White Bleeding Hearts
Do you have a bird bath in your garden? I like the simplicity of this stone one.
When visiting botanical gardens, I am always getting new ideas for the garden.
While I have seen trellises created from branches before, I think this is the best one I have seen. The branches are large enough to be able to provide support for climbing plants. Rebar posts are used to anchor the trellis.
I think that I may have to make some for my own garden.
False Indigo (Baptisia australis)
Blue-flowering plants help to visually cool the garden, which can be welcome during the warm summer months.
Blue Forget-Me-Nots (Myosotis sylvatica)
Blue flowering plants look great when paired with white, pink or pale yellow plants.
Willow Amsonia (Amsonia tabernaemontana)
From a design standpoint, I like how a strip of blue phlox was planted to divide two separate plantings – don’t you?
Wild Red Columbine (Columbine canadensis)

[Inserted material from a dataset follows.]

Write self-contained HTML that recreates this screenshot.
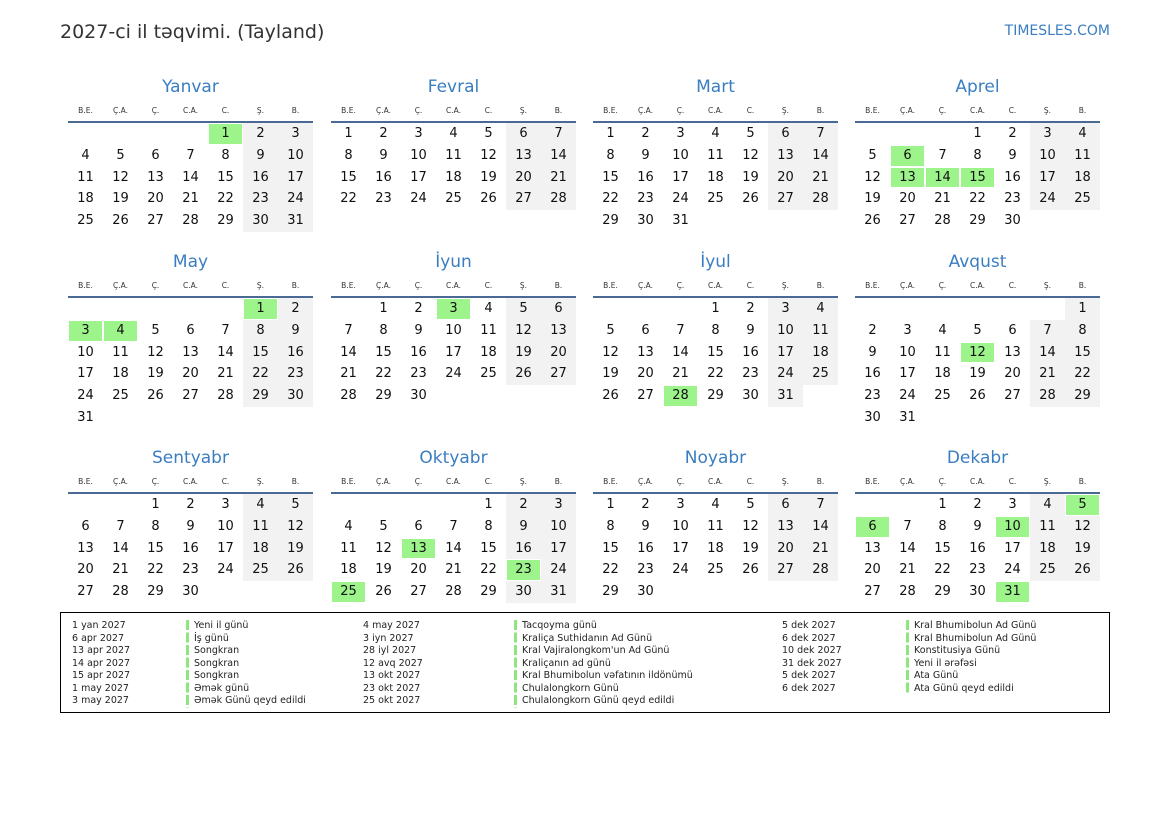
<!DOCTYPE html>
<html><head><meta charset="utf-8"><style>
body{margin:0;width:1169px;height:827px;background:#fff;font-family:"DejaVu Sans","Liberation Sans",sans-serif;color:#111;position:relative;overflow:hidden}
.h1{position:absolute;left:60px;top:21px;font-size:19px;color:#333;font-family:"DejaVu Sans",sans-serif}
.logo{position:absolute;right:59px;top:23px;font-size:14px;color:#3a7dc0}
.m{position:absolute;width:245px}
.t{height:22px;line-height:22px;text-align:center;font-size:17px;color:#3a7dc0}
.wd{display:flex;margin-top:8px;height:10px;line-height:10px;font-size:7.5px;color:#333}
.wd span{width:35px;text-align:center}
.ln{margin-top:5px;height:2px;background:#4a6994}
table{border-collapse:collapse;table-layout:fixed;width:245px}
td{width:35px;height:21.8px;padding:0;text-align:center;font-size:13px;line-height:21.8px}
td.w{background:#f2f2f2}
td.g{background:#9cf48b;box-shadow:inset 0 0 0 1px #fff}
.lg{position:absolute;left:60px;top:612px;width:1048px;height:99px;border:1px solid #000}
.c{position:absolute;top:7px;font-size:9.5px;line-height:12.5px;color:#222}
.b{padding-left:8px;background:linear-gradient(#8ee67e,#8ee67e) 0 0/3px 10px repeat-y;background-size:3px 12.5px;background-image:linear-gradient(#8ee67e 0,#8ee67e 10px,transparent 10px)}
</style></head><body>
<div class="h1">2027-ci il təqvimi. (Tayland)</div>
<div class="logo">TIMESLES.COM</div>

<div class="m" style="left:68px;top:76px"><div class="t">Yanvar</div><div class="wd"><span>B.E.</span><span>Ç.A.</span><span>Ç.</span><span>C.A.</span><span>C.</span><span>Ş.</span><span>B.</span></div><div class="ln"></div><table>
<tr><td></td><td></td><td></td><td></td><td class="g">1</td><td class="w">2</td><td class="w">3</td></tr>
<tr><td>4</td><td>5</td><td>6</td><td>7</td><td>8</td><td class="w">9</td><td class="w">10</td></tr>
<tr><td>11</td><td>12</td><td>13</td><td>14</td><td>15</td><td class="w">16</td><td class="w">17</td></tr>
<tr><td>18</td><td>19</td><td>20</td><td>21</td><td>22</td><td class="w">23</td><td class="w">24</td></tr>
<tr><td>25</td><td>26</td><td>27</td><td>28</td><td>29</td><td class="w">30</td><td class="w">31</td></tr>
</table></div>

<div class="m" style="left:331px;top:76px"><div class="t">Fevral</div><div class="wd"><span>B.E.</span><span>Ç.A.</span><span>Ç.</span><span>C.A.</span><span>C.</span><span>Ş.</span><span>B.</span></div><div class="ln"></div><table>
<tr><td>1</td><td>2</td><td>3</td><td>4</td><td>5</td><td class="w">6</td><td class="w">7</td></tr>
<tr><td>8</td><td>9</td><td>10</td><td>11</td><td>12</td><td class="w">13</td><td class="w">14</td></tr>
<tr><td>15</td><td>16</td><td>17</td><td>18</td><td>19</td><td class="w">20</td><td class="w">21</td></tr>
<tr><td>22</td><td>23</td><td>24</td><td>25</td><td>26</td><td class="w">27</td><td class="w">28</td></tr>
</table></div>

<div class="m" style="left:593px;top:76px"><div class="t">Mart</div><div class="wd"><span>B.E.</span><span>Ç.A.</span><span>Ç.</span><span>C.A.</span><span>C.</span><span>Ş.</span><span>B.</span></div><div class="ln"></div><table>
<tr><td>1</td><td>2</td><td>3</td><td>4</td><td>5</td><td class="w">6</td><td class="w">7</td></tr>
<tr><td>8</td><td>9</td><td>10</td><td>11</td><td>12</td><td class="w">13</td><td class="w">14</td></tr>
<tr><td>15</td><td>16</td><td>17</td><td>18</td><td>19</td><td class="w">20</td><td class="w">21</td></tr>
<tr><td>22</td><td>23</td><td>24</td><td>25</td><td>26</td><td class="w">27</td><td class="w">28</td></tr>
<tr><td>29</td><td>30</td><td>31</td><td></td><td></td><td></td><td></td></tr>
</table></div>

<div class="m" style="left:855px;top:76px"><div class="t">Aprel</div><div class="wd"><span>B.E.</span><span>Ç.A.</span><span>Ç.</span><span>C.A.</span><span>C.</span><span>Ş.</span><span>B.</span></div><div class="ln"></div><table>
<tr><td></td><td></td><td></td><td>1</td><td>2</td><td class="w">3</td><td class="w">4</td></tr>
<tr><td>5</td><td class="g">6</td><td>7</td><td>8</td><td>9</td><td class="w">10</td><td class="w">11</td></tr>
<tr><td>12</td><td class="g">13</td><td class="g">14</td><td class="g">15</td><td>16</td><td class="w">17</td><td class="w">18</td></tr>
<tr><td>19</td><td>20</td><td>21</td><td>22</td><td>23</td><td class="w">24</td><td class="w">25</td></tr>
<tr><td>26</td><td>27</td><td>28</td><td>29</td><td>30</td><td></td><td></td></tr>
</table></div>

<div class="m" style="left:68px;top:251px"><div class="t">May</div><div class="wd"><span>B.E.</span><span>Ç.A.</span><span>Ç.</span><span>C.A.</span><span>C.</span><span>Ş.</span><span>B.</span></div><div class="ln"></div><table>
<tr><td></td><td></td><td></td><td></td><td></td><td class="g">1</td><td class="w">2</td></tr>
<tr><td class="g">3</td><td class="g">4</td><td>5</td><td>6</td><td>7</td><td class="w">8</td><td class="w">9</td></tr>
<tr><td>10</td><td>11</td><td>12</td><td>13</td><td>14</td><td class="w">15</td><td class="w">16</td></tr>
<tr><td>17</td><td>18</td><td>19</td><td>20</td><td>21</td><td class="w">22</td><td class="w">23</td></tr>
<tr><td>24</td><td>25</td><td>26</td><td>27</td><td>28</td><td class="w">29</td><td class="w">30</td></tr>
<tr><td>31</td><td></td><td></td><td></td><td></td><td></td><td></td></tr>
</table></div>

<div class="m" style="left:331px;top:251px"><div class="t">İyun</div><div class="wd"><span>B.E.</span><span>Ç.A.</span><span>Ç.</span><span>C.A.</span><span>C.</span><span>Ş.</span><span>B.</span></div><div class="ln"></div><table>
<tr><td></td><td>1</td><td>2</td><td class="g">3</td><td>4</td><td class="w">5</td><td class="w">6</td></tr>
<tr><td>7</td><td>8</td><td>9</td><td>10</td><td>11</td><td class="w">12</td><td class="w">13</td></tr>
<tr><td>14</td><td>15</td><td>16</td><td>17</td><td>18</td><td class="w">19</td><td class="w">20</td></tr>
<tr><td>21</td><td>22</td><td>23</td><td>24</td><td>25</td><td class="w">26</td><td class="w">27</td></tr>
<tr><td>28</td><td>29</td><td>30</td><td></td><td></td><td></td><td></td></tr>
</table></div>

<div class="m" style="left:593px;top:251px"><div class="t">İyul</div><div class="wd"><span>B.E.</span><span>Ç.A.</span><span>Ç.</span><span>C.A.</span><span>C.</span><span>Ş.</span><span>B.</span></div><div class="ln"></div><table>
<tr><td></td><td></td><td></td><td>1</td><td>2</td><td class="w">3</td><td class="w">4</td></tr>
<tr><td>5</td><td>6</td><td>7</td><td>8</td><td>9</td><td class="w">10</td><td class="w">11</td></tr>
<tr><td>12</td><td>13</td><td>14</td><td>15</td><td>16</td><td class="w">17</td><td class="w">18</td></tr>
<tr><td>19</td><td>20</td><td>21</td><td>22</td><td>23</td><td class="w">24</td><td class="w">25</td></tr>
<tr><td>26</td><td>27</td><td class="g">28</td><td>29</td><td>30</td><td class="w">31</td><td></td></tr>
</table></div>

<div class="m" style="left:855px;top:251px"><div class="t">Avqust</div><div class="wd"><span>B.E.</span><span>Ç.A.</span><span>Ç.</span><span>C.A.</span><span>C.</span><span>Ş.</span><span>B.</span></div><div class="ln"></div><table>
<tr><td></td><td></td><td></td><td></td><td></td><td></td><td class="w">1</td></tr>
<tr><td>2</td><td>3</td><td>4</td><td>5</td><td>6</td><td class="w">7</td><td class="w">8</td></tr>
<tr><td>9</td><td>10</td><td>11</td><td class="g">12</td><td>13</td><td class="w">14</td><td class="w">15</td></tr>
<tr><td>16</td><td>17</td><td>18</td><td>19</td><td>20</td><td class="w">21</td><td class="w">22</td></tr>
<tr><td>23</td><td>24</td><td>25</td><td>26</td><td>27</td><td class="w">28</td><td class="w">29</td></tr>
<tr><td>30</td><td>31</td><td></td><td></td><td></td><td></td><td></td></tr>
</table></div>

<div class="m" style="left:68px;top:447px"><div class="t">Sentyabr</div><div class="wd"><span>B.E.</span><span>Ç.A.</span><span>Ç.</span><span>C.A.</span><span>C.</span><span>Ş.</span><span>B.</span></div><div class="ln"></div><table>
<tr><td></td><td></td><td>1</td><td>2</td><td>3</td><td class="w">4</td><td class="w">5</td></tr>
<tr><td>6</td><td>7</td><td>8</td><td>9</td><td>10</td><td class="w">11</td><td class="w">12</td></tr>
<tr><td>13</td><td>14</td><td>15</td><td>16</td><td>17</td><td class="w">18</td><td class="w">19</td></tr>
<tr><td>20</td><td>21</td><td>22</td><td>23</td><td>24</td><td class="w">25</td><td class="w">26</td></tr>
<tr><td>27</td><td>28</td><td>29</td><td>30</td><td></td><td></td><td></td></tr>
</table></div>

<div class="m" style="left:331px;top:447px"><div class="t">Oktyabr</div><div class="wd"><span>B.E.</span><span>Ç.A.</span><span>Ç.</span><span>C.A.</span><span>C.</span><span>Ş.</span><span>B.</span></div><div class="ln"></div><table>
<tr><td></td><td></td><td></td><td></td><td>1</td><td class="w">2</td><td class="w">3</td></tr>
<tr><td>4</td><td>5</td><td>6</td><td>7</td><td>8</td><td class="w">9</td><td class="w">10</td></tr>
<tr><td>11</td><td>12</td><td class="g">13</td><td>14</td><td>15</td><td class="w">16</td><td class="w">17</td></tr>
<tr><td>18</td><td>19</td><td>20</td><td>21</td><td>22</td><td class="g">23</td><td class="w">24</td></tr>
<tr><td class="g">25</td><td>26</td><td>27</td><td>28</td><td>29</td><td class="w">30</td><td class="w">31</td></tr>
</table></div>

<div class="m" style="left:593px;top:447px"><div class="t">Noyabr</div><div class="wd"><span>B.E.</span><span>Ç.A.</span><span>Ç.</span><span>C.A.</span><span>C.</span><span>Ş.</span><span>B.</span></div><div class="ln"></div><table>
<tr><td>1</td><td>2</td><td>3</td><td>4</td><td>5</td><td class="w">6</td><td class="w">7</td></tr>
<tr><td>8</td><td>9</td><td>10</td><td>11</td><td>12</td><td class="w">13</td><td class="w">14</td></tr>
<tr><td>15</td><td>16</td><td>17</td><td>18</td><td>19</td><td class="w">20</td><td class="w">21</td></tr>
<tr><td>22</td><td>23</td><td>24</td><td>25</td><td>26</td><td class="w">27</td><td class="w">28</td></tr>
<tr><td>29</td><td>30</td><td></td><td></td><td></td><td></td><td></td></tr>
</table></div>

<div class="m" style="left:855px;top:447px"><div class="t">Dekabr</div><div class="wd"><span>B.E.</span><span>Ç.A.</span><span>Ç.</span><span>C.A.</span><span>C.</span><span>Ş.</span><span>B.</span></div><div class="ln"></div><table>
<tr><td></td><td></td><td>1</td><td>2</td><td>3</td><td class="w">4</td><td class="g">5</td></tr>
<tr><td class="g">6</td><td>7</td><td>8</td><td>9</td><td class="g">10</td><td class="w">11</td><td class="w">12</td></tr>
<tr><td>13</td><td>14</td><td>15</td><td>16</td><td>17</td><td class="w">18</td><td class="w">19</td></tr>
<tr><td>20</td><td>21</td><td>22</td><td>23</td><td>24</td><td class="w">25</td><td class="w">26</td></tr>
<tr><td>27</td><td>28</td><td>29</td><td>30</td><td class="g">31</td><td></td><td></td></tr>
</table></div>

<div class="lg">
<div class="c" style="left:11px">1 yan 2027<br>6 apr 2027<br>13 apr 2027<br>14 apr 2027<br>15 apr 2027<br>1 may 2027<br>3 may 2027</div>
<div class="c b" style="left:125px">Yeni il günü<br>İş günü<br>Songkran<br>Songkran<br>Songkran<br>Əmək günü<br>Əmək Günü qeyd edildi</div>
<div class="c" style="left:302px">4 may 2027<br>3 iyn 2027<br>28 iyl 2027<br>12 avq 2027<br>13 okt 2027<br>23 okt 2027<br>25 okt 2027</div>
<div class="c b" style="left:453px">Tacqoyma günü<br>Kraliça Suthidanın Ad Günü<br>Kral Vajiralongkom'un Ad Günü<br>Kraliçanın ad günü<br>Kral Bhumibolun vəfatının ildönümü<br>Chulalongkorn Günü<br>Chulalongkorn Günü qeyd edildi</div>
<div class="c" style="left:721px">5 dek 2027<br>6 dek 2027<br>10 dek 2027<br>31 dek 2027<br>5 dek 2027<br>6 dek 2027</div>
<div class="c b" style="left:845px">Kral Bhumibolun Ad Günü<br>Kral Bhumibolun Ad Günü<br>Konstitusiya Günü<br>Yeni il ərəfəsi<br>Ata Günü<br>Ata Günü qeyd edildi</div>
</div>
</body></html>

Wild red columbine was planted throughout the garden, in order to attract ruby-throated hummingbirds, which is the only hummingbird species found in Wisconsin.
As I got ready to leave the garden, I spotted this guy working very hard cutting back the weeds/grass with a brush cutter. The slope was steep and it was a hot day – it made me glad that my garden doesn’t have steep slopes.
*After leaving the gardens, we drove through the city of Green Bay. Now, if you haven’t heard of the fervent fan base of the Green Bay Packers football team, than you must have your head buried in the sand.
Spend just a few minutes in the city and it is obvious that they love their football team. How do I know this?
Across the street from the stadium are homes that back up to the street. Without exception, every house has some sort of Packer decoration.
From a decorated gate, a raised deck encircled with etched glass with the Packer emblem and a giant football statue – the neighborhood has it all.
You can even buy cheese in your favorite Packer shape.
*I hope you are enjoying reading about our road trip adventures. Thank you to those of you who have commented!
Tomorrow, we are off to more road trip adventures!